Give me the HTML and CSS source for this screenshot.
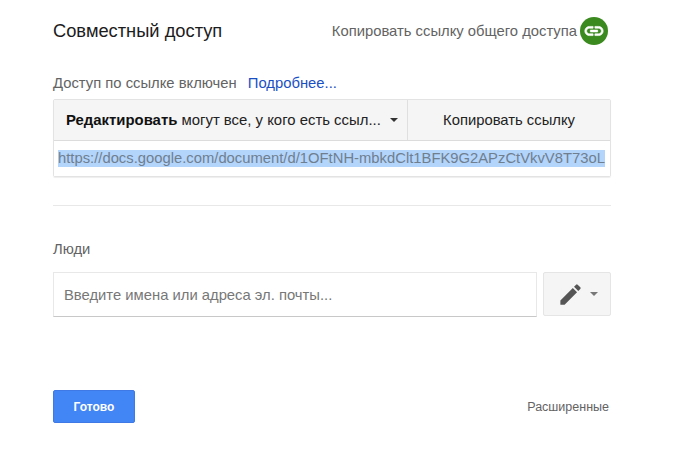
FILE: index.html
```html
<!DOCTYPE html>
<html lang="ru">
<head>
<meta charset="utf-8">
<title>Совместный доступ</title>
<link rel="stylesheet" href="styles.css">
</head>
<body>
<main class="dialog">
  <header class="head">
    <h1 class="title">Совместный доступ</h1>
    <div class="share">
      <span class="share-text">Копировать ссылку общего доступа</span>
      <span class="share-icon">
        <svg viewBox="0 0 24 24" width="22" height="22"><path fill="#fff" stroke="#fff" stroke-width="0.7" d="M3.9 12c0-1.71 1.39-3.1 3.1-3.1h4V7H7c-2.76 0-5 2.24-5 5s2.24 5 5 5h4v-1.9H7c-1.71 0-3.1-1.39-3.1-3.1zM8 13h8v-2H8v2zm9-6h-4v1.9h4c1.71 0 3.1 1.39 3.1 3.1s-1.39 3.1-3.1 3.1h-4V17h4c2.76 0 5-2.24 5-5s-2.24-5-5-5z"/></svg>
      </span>
    </div>
  </header>

  <p class="status">Доступ по ссылке включен <a class="more" href="#">Подробнее...</a></p>

  <section class="linkbox">
    <div class="linkrow">
      <div class="perm">
        <span class="perm-text"><b>Редактировать</b> могут все, у кого есть ссыл...</span>
        <span class="caret caret-dark"></span>
      </div>
      <div class="copy">Копировать ссылку</div>
    </div>
    <div class="urlrow"><span class="url">https://docs.google.com/document/d/1OFtNH-mbkdClt1BFK9G2APzCtVkvV8T73oL</span></div>
  </section>

  <hr class="rule">

  <h2 class="people">Люди</h2>
  <div class="invite">
    <div class="email">Введите имена или адреса эл. почты...</div>
    <div class="role">
      <svg viewBox="0 0 24 24" width="27" height="27"><path fill="#555" d="M3 17.25V21h3.75L17.81 9.94l-3.75-3.75L3 17.25zM20.71 7.04a1 1 0 0 0 0-1.41l-2.34-2.34a1 1 0 0 0-1.41 0l-1.83 1.83 3.75 3.75 1.83-1.83z"/></svg>
      <span class="caret caret-gray"></span>
    </div>
  </div>

  <footer class="foot">
    <button class="done" type="button">Готово</button>
    <span class="advanced">Расширенные</span>
  </footer>
</main>
</body>
</html>
```

FILE: styles.css
```css
* { box-sizing: border-box; }
html, body { margin: 0; padding: 0; background: #fff; }
body { width: 695px; height: 462px; overflow: hidden; font-family: "Liberation Sans", Arial, sans-serif; }
.dialog { width: 558px; margin-left: 53px; padding-top: 17px; display: flex; flex-direction: column; }
.head { display: flex; justify-content: space-between; align-items: center; height: 28px; }
.title { margin: 0; font-size: 18.3px; font-weight: 400; color: #1c1c1c; }
.share { display: flex; align-items: center; gap: 3px; margin-right: 3px; }
.share-text { font-size: 14.8px; color: #636363; }
.share-icon { width: 28px; height: 28px; border-radius: 50%; background: #3b8a1f; display: flex; align-items: center; justify-content: center; }
.status { margin: 30px 0 0; height: 17px; line-height: 17px; font-size: 14.8px; color: #636363; }
.more { color: #1a4fc4; text-decoration: none; margin-left: 7px; }
.linkbox { margin-top: 7px; border: 1px solid #e3e3e3; border-radius: 2px; box-shadow: 0 1px 1px #eee; }
.linkrow { display: flex; height: 41px; border-bottom: 1px solid #dcdcdc; background: #f5f5f5; }
.perm { width: 354px; display: flex; align-items: center; padding-left: 12px; border-right: 1px solid #dfdfdf; }
.perm-text { font-size: 14.9px; color: #222; white-space: nowrap; }
.perm-text b { color: #111; }
.caret { display: inline-block; width: 0; height: 0; border-left: 4px solid transparent; border-right: 4px solid transparent; }
.caret-dark { border-top: 4px solid #333; margin-left: 9px; }
.caret-gray { border-top: 4px solid #777; margin-left: 6px; }
.copy { flex: 1; display: flex; align-items: center; justify-content: center; font-size: 14.8px; color: #222; }
.urlrow { height: 35px; padding: 9px 0 0 4px; background: #fff; }
.url { display: inline-block; height: 17px; line-height: 17px; max-width: 548px; overflow: hidden; white-space: nowrap; font-size: 14.8px; color: #6f7f8f; background: #b3d4fb; }
.rule { margin: 28px 0 0; border: 0; border-top: 1px solid #e8e8e8; }
.people { margin: 35px 0 0; height: 17px; line-height: 17px; font-size: 14.8px; font-weight: 400; color: #636363; }
.invite { display: flex; justify-content: space-between; margin-top: 14px; }
.email { width: 484px; height: 45px; padding-left: 10px; display: flex; align-items: center; font-size: 14.8px; color: #777; background: #fff; border: 1px solid #e8e8e8; border-bottom: 1px solid #c8c8c8; }
.role { width: 68px; height: 44px; display: flex; align-items: center; justify-content: center; background: #f5f5f5; border: 1px solid #e5e5e5; border-radius: 2px; }
.foot { display: flex; justify-content: space-between; align-items: center; margin-top: 73px; }
.done { width: 82px; height: 33px; padding: 0; border: 1px solid #3f79e6; border-radius: 2px; background: #4285f4; color: #fff; font: 700 12px "Liberation Sans", Arial, sans-serif; }
.advanced { font-size: 12.5px; color: #636363; margin-right: 2px; }
```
::::::
» **Short task**: Reproduce the full listing faithfully, but do not carry over any pictures.

» **Solution for this task**:
Give me the HTML and CSS source for this screenshot.
FILE: index.html
```html
<!DOCTYPE html>
<html lang="ru">
<head>
<meta charset="utf-8">
<title>Совместный доступ</title>
<link rel="stylesheet" href="styles.css">
</head>
<body>
<main class="dialog">
  <header class="head">
    <h1 class="title">Совместный доступ</h1>
    <div class="share">
      <span class="share-text">Копировать ссылку общего доступа</span>
      <span class="share-icon">
        <svg viewBox="0 0 24 24" width="22" height="22"><path fill="#fff" stroke="#fff" stroke-width="0.7" d="M3.9 12c0-1.71 1.39-3.1 3.1-3.1h4V7H7c-2.76 0-5 2.24-5 5s2.24 5 5 5h4v-1.9H7c-1.71 0-3.1-1.39-3.1-3.1zM8 13h8v-2H8v2zm9-6h-4v1.9h4c1.71 0 3.1 1.39 3.1 3.1s-1.39 3.1-3.1 3.1h-4V17h4c2.76 0 5-2.24 5-5s-2.24-5-5-5z"/></svg>
      </span>
    </div>
  </header>

  <p class="status">Доступ по ссылке включен <a class="more" href="#">Подробнее...</a></p>

  <section class="linkbox">
    <div class="linkrow">
      <div class="perm">
        <span class="perm-text"><b>Редактировать</b> могут все, у кого есть ссыл...</span>
        <span class="caret caret-dark"></span>
      </div>
      <div class="copy">Копировать ссылку</div>
    </div>
    <div class="urlrow"><span class="url">https://docs.google.com/document/d/1OFtNH-mbkdClt1BFK9G2APzCtVkvV8T73oL</span></div>
  </section>

  <hr class="rule">

  <h2 class="people">Люди</h2>
  <div class="invite">
    <div class="email">Введите имена или адреса эл. почты...</div>
    <div class="role">
      <svg viewBox="0 0 24 24" width="27" height="27"><path fill="#555" d="M3 17.25V21h3.75L17.81 9.94l-3.75-3.75L3 17.25zM20.71 7.04a1 1 0 0 0 0-1.41l-2.34-2.34a1 1 0 0 0-1.41 0l-1.83 1.83 3.75 3.75 1.83-1.83z"/></svg>
      <span class="caret caret-gray"></span>
    </div>
  </div>

  <footer class="foot">
    <button class="done" type="button">Готово</button>
    <span class="advanced">Расширенные</span>
  </footer>
</main>
</body>
</html>
```

FILE: styles.css
```css
* { box-sizing: border-box; }
html, body { margin: 0; padding: 0; background: #fff; }
body { width: 695px; height: 462px; overflow: hidden; font-family: "Liberation Sans", Arial, sans-serif; }
.dialog { width: 558px; margin-left: 53px; padding-top: 17px; display: flex; flex-direction: column; }
.head { display: flex; justify-content: space-between; align-items: center; height: 28px; }
.title { margin: 0; font-size: 18.3px; font-weight: 400; color: #1c1c1c; }
.share { display: flex; align-items: center; gap: 3px; margin-right: 3px; }
.share-text { font-size: 14.8px; color: #636363; }
.share-icon { width: 28px; height: 28px; border-radius: 50%; background: #3b8a1f; display: flex; align-items: center; justify-content: center; }
.status { margin: 30px 0 0; height: 17px; line-height: 17px; font-size: 14.8px; color: #636363; }
.more { color: #1a4fc4; text-decoration: none; margin-left: 7px; }
.linkbox { margin-top: 7px; border: 1px solid #e3e3e3; border-radius: 2px; box-shadow: 0 1px 1px #eee; }
.linkrow { display: flex; height: 41px; border-bottom: 1px solid #dcdcdc; background: #f5f5f5; }
.perm { width: 354px; display: flex; align-items: center; padding-left: 12px; border-right: 1px solid #dfdfdf; }
.perm-text { font-size: 14.9px; color: #222; white-space: nowrap; }
.perm-text b { color: #111; }
.caret { display: inline-block; width: 0; height: 0; border-left: 4px solid transparent; border-right: 4px solid transparent; }
.caret-dark { border-top: 4px solid #333; margin-left: 9px; }
.caret-gray { border-top: 4px solid #777; margin-left: 6px; }
.copy { flex: 1; display: flex; align-items: center; justify-content: center; font-size: 14.8px; color: #222; }
.urlrow { height: 35px; padding: 9px 0 0 4px; background: #fff; }
.url { display: inline-block; height: 17px; line-height: 17px; max-width: 548px; overflow: hidden; white-space: nowrap; font-size: 14.8px; color: #6f7f8f; background: #b3d4fb; }
.rule { margin: 28px 0 0; border: 0; border-top: 1px solid #e8e8e8; }
.people { margin: 35px 0 0; height: 17px; line-height: 17px; font-size: 14.8px; font-weight: 400; color: #636363; }
.invite { display: flex; justify-content: space-between; margin-top: 14px; }
.email { width: 484px; height: 45px; padding-left: 10px; display: flex; align-items: center; font-size: 14.8px; color: #777; background: #fff; border: 1px solid #e8e8e8; border-bottom: 1px solid #c8c8c8; }
.role { width: 68px; height: 44px; display: flex; align-items: center; justify-content: center; background: #f5f5f5; border: 1px solid #e5e5e5; border-radius: 2px; }
.foot { display: flex; justify-content: space-between; align-items: center; margin-top: 73px; }
.done { width: 82px; height: 33px; padding: 0; border: 1px solid #3f79e6; border-radius: 2px; background: #4285f4; color: #fff; font: 700 12px "Liberation Sans", Arial, sans-serif; }
.advanced { font-size: 12.5px; color: #636363; margin-right: 2px; }
```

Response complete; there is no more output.